Да уж, не склонен… Он когда-то чуть не убил меня.
«Между тем, мы застряли в этом по-зимнему сыром Риме, жаждущем весны. На ветках фруктовых деревьев лежит лед, и даже фонтаны замерзли. Грустное зрелище представляет собою город, лишенный их журчанья и плеска. Римляне хранят память о своих бессмертных согражданах, доверив ее самой переменчивой из стихий — воде. Когда погода становится более милосердной, глаз неизменно находит, а ухо повсюду слышит струи воды, взлетающие и падающие, увековечивая консулов, императоров, пап и тому подобных персон. Так было всегда, но, увы, не теперь. Зима не благоприятствует памяти, это время года совсем не подходит ей. И вот мы таскаемся по улицам Рима, причем я не выпускаю из рук средневековый кодекс „Mirabilia Urbis Romae“[165] в качестве путеводителя. Это огромный, почти неподъемный фолиант, очень ценный. Он мне нравится, ибо в нем говорится о Риме на языке шестнадцатого века, что позволяет вернуться в прежний Рим. С тех пор город осел на тридцать метров из-за воздействия как времени, так и реки Тибр. Сам же Тибр теперь нередко поднимается так высоко, что выходит из берегов. Кроме того, „Mirabilia Urbis Romae“ частенько развлекает нас такими, например, курьезными утверждениями: „Говорят, под храмом Весты лежит дремлющий дракон“.
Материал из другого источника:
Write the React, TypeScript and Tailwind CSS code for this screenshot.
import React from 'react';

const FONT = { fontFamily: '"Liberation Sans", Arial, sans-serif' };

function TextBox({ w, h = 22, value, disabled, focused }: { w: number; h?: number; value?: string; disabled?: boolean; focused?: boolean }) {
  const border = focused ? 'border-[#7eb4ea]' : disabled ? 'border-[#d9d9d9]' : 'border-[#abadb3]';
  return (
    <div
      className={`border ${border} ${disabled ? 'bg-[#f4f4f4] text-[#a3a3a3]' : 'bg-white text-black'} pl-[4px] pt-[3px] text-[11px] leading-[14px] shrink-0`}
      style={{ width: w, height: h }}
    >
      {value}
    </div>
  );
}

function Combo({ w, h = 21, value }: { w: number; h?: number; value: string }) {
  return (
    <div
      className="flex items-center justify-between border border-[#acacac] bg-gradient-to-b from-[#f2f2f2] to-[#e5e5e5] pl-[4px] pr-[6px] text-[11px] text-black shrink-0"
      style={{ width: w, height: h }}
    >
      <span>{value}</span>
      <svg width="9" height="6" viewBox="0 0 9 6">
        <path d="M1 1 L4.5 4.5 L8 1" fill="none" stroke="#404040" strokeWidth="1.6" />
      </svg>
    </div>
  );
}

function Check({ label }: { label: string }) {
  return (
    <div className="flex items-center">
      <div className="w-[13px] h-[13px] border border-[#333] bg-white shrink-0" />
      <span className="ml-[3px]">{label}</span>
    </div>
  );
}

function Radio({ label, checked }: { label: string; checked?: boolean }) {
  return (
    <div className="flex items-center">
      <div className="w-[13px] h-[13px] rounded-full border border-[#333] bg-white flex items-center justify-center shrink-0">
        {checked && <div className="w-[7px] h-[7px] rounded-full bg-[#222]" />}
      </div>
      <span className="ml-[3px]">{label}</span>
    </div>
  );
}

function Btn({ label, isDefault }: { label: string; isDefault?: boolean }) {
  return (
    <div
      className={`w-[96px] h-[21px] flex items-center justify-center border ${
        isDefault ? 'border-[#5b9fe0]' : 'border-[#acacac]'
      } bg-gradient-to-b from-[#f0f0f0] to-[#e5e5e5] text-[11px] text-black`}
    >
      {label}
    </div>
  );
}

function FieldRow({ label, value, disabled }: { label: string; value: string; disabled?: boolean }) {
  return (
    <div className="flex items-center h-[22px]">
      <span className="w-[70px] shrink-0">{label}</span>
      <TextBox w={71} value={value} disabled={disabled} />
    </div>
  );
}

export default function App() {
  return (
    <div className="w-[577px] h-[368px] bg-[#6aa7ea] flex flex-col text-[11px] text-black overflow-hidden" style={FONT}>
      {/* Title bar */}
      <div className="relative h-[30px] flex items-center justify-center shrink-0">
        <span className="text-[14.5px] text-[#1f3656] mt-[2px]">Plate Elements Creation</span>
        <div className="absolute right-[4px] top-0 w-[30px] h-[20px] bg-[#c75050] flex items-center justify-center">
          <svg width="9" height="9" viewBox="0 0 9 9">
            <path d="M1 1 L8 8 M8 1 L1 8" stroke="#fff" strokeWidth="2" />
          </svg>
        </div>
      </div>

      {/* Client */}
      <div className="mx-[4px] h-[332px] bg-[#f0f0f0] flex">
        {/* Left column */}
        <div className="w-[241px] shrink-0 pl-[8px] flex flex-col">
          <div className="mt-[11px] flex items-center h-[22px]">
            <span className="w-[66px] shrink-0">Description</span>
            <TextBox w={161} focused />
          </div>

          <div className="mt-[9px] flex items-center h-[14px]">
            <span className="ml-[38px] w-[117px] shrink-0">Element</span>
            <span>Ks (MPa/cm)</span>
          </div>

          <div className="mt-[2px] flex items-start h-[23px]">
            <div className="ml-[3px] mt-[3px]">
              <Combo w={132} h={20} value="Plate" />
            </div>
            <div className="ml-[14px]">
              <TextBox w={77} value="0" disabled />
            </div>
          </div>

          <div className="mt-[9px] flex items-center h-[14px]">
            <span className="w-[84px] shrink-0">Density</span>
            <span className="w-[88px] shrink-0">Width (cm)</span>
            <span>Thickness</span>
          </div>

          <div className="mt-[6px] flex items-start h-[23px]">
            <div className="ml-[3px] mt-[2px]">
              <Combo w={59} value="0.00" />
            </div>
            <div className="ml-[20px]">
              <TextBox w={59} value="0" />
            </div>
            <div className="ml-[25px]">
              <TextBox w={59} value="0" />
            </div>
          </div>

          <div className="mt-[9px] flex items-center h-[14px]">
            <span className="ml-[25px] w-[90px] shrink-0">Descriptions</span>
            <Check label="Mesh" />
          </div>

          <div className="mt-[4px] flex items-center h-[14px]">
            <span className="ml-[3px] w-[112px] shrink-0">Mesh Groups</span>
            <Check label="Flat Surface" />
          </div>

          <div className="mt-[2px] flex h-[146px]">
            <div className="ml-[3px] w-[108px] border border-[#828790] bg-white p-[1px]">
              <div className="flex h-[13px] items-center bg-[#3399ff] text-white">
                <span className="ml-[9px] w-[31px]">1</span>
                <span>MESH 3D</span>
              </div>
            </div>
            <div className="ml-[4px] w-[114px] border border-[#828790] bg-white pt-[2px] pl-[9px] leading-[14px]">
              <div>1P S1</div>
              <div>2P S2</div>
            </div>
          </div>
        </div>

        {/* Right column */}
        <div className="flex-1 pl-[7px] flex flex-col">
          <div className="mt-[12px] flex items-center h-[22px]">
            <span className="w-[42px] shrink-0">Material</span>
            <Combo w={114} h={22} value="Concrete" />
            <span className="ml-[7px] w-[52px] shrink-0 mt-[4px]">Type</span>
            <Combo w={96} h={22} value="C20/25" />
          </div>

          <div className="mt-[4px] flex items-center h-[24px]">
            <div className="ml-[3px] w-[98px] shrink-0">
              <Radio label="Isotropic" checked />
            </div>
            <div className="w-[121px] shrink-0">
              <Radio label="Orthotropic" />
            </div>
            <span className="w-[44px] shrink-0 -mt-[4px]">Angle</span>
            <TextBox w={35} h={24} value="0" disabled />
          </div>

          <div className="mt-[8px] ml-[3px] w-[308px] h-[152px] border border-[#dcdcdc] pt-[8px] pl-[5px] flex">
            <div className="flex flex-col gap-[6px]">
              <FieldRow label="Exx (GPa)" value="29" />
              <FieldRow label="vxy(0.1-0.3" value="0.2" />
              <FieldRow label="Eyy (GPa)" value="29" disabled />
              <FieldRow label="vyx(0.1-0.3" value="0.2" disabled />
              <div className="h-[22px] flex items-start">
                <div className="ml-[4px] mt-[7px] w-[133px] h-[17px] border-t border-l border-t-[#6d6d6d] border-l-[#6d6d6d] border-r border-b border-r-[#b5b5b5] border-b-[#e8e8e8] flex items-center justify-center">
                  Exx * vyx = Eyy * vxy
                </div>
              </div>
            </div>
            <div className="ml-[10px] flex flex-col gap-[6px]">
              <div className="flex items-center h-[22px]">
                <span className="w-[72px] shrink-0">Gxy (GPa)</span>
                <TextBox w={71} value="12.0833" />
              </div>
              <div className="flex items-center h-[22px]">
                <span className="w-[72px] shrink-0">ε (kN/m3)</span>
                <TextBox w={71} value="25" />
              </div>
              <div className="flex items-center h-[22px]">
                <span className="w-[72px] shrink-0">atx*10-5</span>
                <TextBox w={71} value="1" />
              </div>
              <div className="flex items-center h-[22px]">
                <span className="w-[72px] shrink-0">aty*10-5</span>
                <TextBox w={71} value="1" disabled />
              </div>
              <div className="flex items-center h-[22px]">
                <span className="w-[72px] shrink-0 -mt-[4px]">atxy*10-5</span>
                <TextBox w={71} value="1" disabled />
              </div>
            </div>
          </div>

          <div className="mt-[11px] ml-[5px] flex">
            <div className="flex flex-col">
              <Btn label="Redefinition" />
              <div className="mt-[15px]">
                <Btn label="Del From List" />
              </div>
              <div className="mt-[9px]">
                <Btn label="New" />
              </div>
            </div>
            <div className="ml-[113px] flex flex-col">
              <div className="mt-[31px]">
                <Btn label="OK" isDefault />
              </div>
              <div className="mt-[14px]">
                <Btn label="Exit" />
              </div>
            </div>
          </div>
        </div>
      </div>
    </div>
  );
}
Однако, моя дорогая Аш, хоть я и предаюсь вот таким развлечениям, а также изучаю здешние древности (представь себе, милочка, я по-прежнему получаю удовольствие от подобных вещей и даже порой забываю, зачем сюда приехала), но все-таки Roma Aeterna[166] спешит напомнить мне, что „tempus fugit“,[167] и мне пора заняться более важными делами. Но что мне остается, кроме как ждать, слушать и надеяться, что наша сестра вновь обнаружит себя? Четыре ночи минуло с того времени, когда я видела упомянутый выше сон. Впрочем, я разыскиваю ее и днем: высматриваю, надеюсь узнать ее в каждой местной девушке в алой косынке и лентах, с серебряными браслетами на запястьях и щиколотках. Поверь, я впиваюсь в каждую contadina[168] взором не менее пристальным, чем у самого Асмодея.
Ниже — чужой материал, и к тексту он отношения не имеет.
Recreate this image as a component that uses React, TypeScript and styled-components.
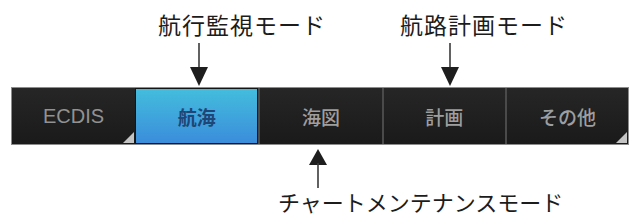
import { createGlobalStyle, styled } from "styled-components";

const GlobalStyle = createGlobalStyle`
  html, body {
    margin: 0;
    padding: 0;
    background: #ffffff;
  }
`;

const Page = styled.div`
  width: 635px;
  height: 220px;
  background: #ffffff;
  font-family: "Noto Sans CJK JP", "Noto Sans", sans-serif;
  color: #1c1c1c;
  overflow: hidden;
  padding-top: 11px;
  box-sizing: border-box;
`;

const TopNotes = styled.div`
  display: grid;
  grid-template-columns: 158px 242px auto;
  height: 76px;
`;

const Note = styled.div<{ $col: number }>`
  grid-column: ${(p) => p.$col};
  display: flex;
  flex-direction: column;
  align-items: flex-start;
`;

const Label = styled.span`
  font-size: 23px;
  line-height: 26px;
  white-space: nowrap;
  letter-spacing: 1px;
`;

const ArrowBox = styled.svg<{ $offset: number }>`
  display: block;
  margin-left: ${(p) => p.$offset}px;
  flex: none;
`;

const Bar = styled.div`
  display: grid;
  grid-template-columns: repeat(5, 1fr);
  width: 618px;
  height: 58px;
  margin-left: 11px;
  box-sizing: border-box;
  border: 1px solid #8c8c8c;
  background: #1c1c1c;
`;

const Cell = styled.div<{ $active?: boolean; $corner?: boolean; $first?: boolean }>`
  position: relative;
  display: flex;
  align-items: center;
  justify-content: center;
  box-sizing: border-box;
  font-size: 19px;
  font-weight: 500;
  color: #9e9e9e;
  background: linear-gradient(#262626, #1a1a1a);
  border-left: ${(p) => (p.$first ? "none" : "2px solid #4a4a4a")};

  ${(p) =>
    p.$active &&
    `
    background: linear-gradient(#43bddd, #3b8ddb);
    color: #1f4677;
    font-weight: 700;
    border: 1px solid #151515;
  `}

  ${(p) =>
    p.$corner &&
    `
    &::after {
      content: "";
      position: absolute;
      right: 1px;
      bottom: 1px;
      width: 0;
      height: 0;
      border-style: solid;
      border-width: 0 0 11px 11px;
      border-color: transparent transparent #c4c4c4 transparent;
    }
  `}
`;

const Latin = styled.span`
  font-family: "Liberation Sans", Arial, sans-serif;
  font-size: 20px;
  font-weight: 400;
  color: #929292;
`;

const BottomNote = styled.div`
  display: flex;
  flex-direction: column;
  align-items: flex-start;
  padding-left: 278px;
  margin-top: 4px;
`;

const BottomLabel = styled(Label)`
  font-size: 22px;
  letter-spacing: 0;
`;

function DownArrow({ offset }: { offset: number }) {
  return (
    <ArrowBox $offset={offset} width="20" height="43" viewBox="0 0 20 43" style={{ marginTop: 6 }}>
      <line x1="10" y1="0" x2="10" y2="26" stroke="#3a3a3a" strokeWidth="1.6" />
      <polygon points="1,24 19,24 10,43" fill="#1e1e1e" />
    </ArrowBox>
  );
}

function UpArrow({ offset }: { offset: number }) {
  return (
    <ArrowBox $offset={offset} width="20" height="39" viewBox="0 0 20 39">
      <polygon points="10,0 19,16 1,16" fill="#1e1e1e" />
      <line x1="10" y1="14" x2="10" y2="39" stroke="#3a3a3a" strokeWidth="1.6" />
    </ArrowBox>
  );
}

export default function App() {
  return (
    <>
      <GlobalStyle />
      <Page>
        <TopNotes>
          <Note $col={2}>
            <Label>航行監視モード</Label>
            <DownArrow offset={31} />
          </Note>
          <Note $col={3}>
            <Label>航路計画モード</Label>
            <DownArrow offset={40} />
          </Note>
        </TopNotes>
        <Bar>
          <Cell $first $corner>
            <Latin>ECDIS</Latin>
          </Cell>
          <Cell $active>航海</Cell>
          <Cell>海図</Cell>
          <Cell>計画</Cell>
          <Cell $corner>その他</Cell>
        </Bar>
        <BottomNote>
          <UpArrow offset={30} />
          <BottomLabel>チャートメンテナンスモード</BottomLabel>
        </BottomNote>
      </Page>
    </>
  );
}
Мы продолжаем бродить по Риму, осматривая достопримечательности. Это начинает бесить моего спутника, чьему благоразумию в нынешней ситуации я не могу доверять. Так что пришлось перейти к осмотру всего, что находится на открытом воздухе, то есть многочисленных форумов — более, правда, похожих на каменоломни. Стоит жуткий холод, и мне хочется не каменоломен, а искусства. К счастью, компромиссом стал Колизей. Сегодня на рассвете мы отправляемся туда».
Итак, они провели пять дней в Риме, переходя из одной картинной галереи в другую, пока Асмодею не надоело сдерживаться и вести себя «благоразумно». Поэтому им пришлось отправиться в Колизей. В тот день, о котором идет речь, им предстояло вернуться в гостиницу к полуночи. И они оба вернулись довольные (если слово «довольные» в данном случае уместно), получив то, что хотели. Однако причины для довольства у них были разные. Асмодею понравились истории, связанные с Колизеем, то есть рассказы о боях гладиаторов, а Себастьяна обнаружила в себе способность общаться с духами древней арены, с призраками давних и нынешних времен. Получив от них должный настрой, она опять услышала призыв новой ведьмы. Гораздо меньше ей понравилось то, сколько отчаяния слышалось в этом призыве.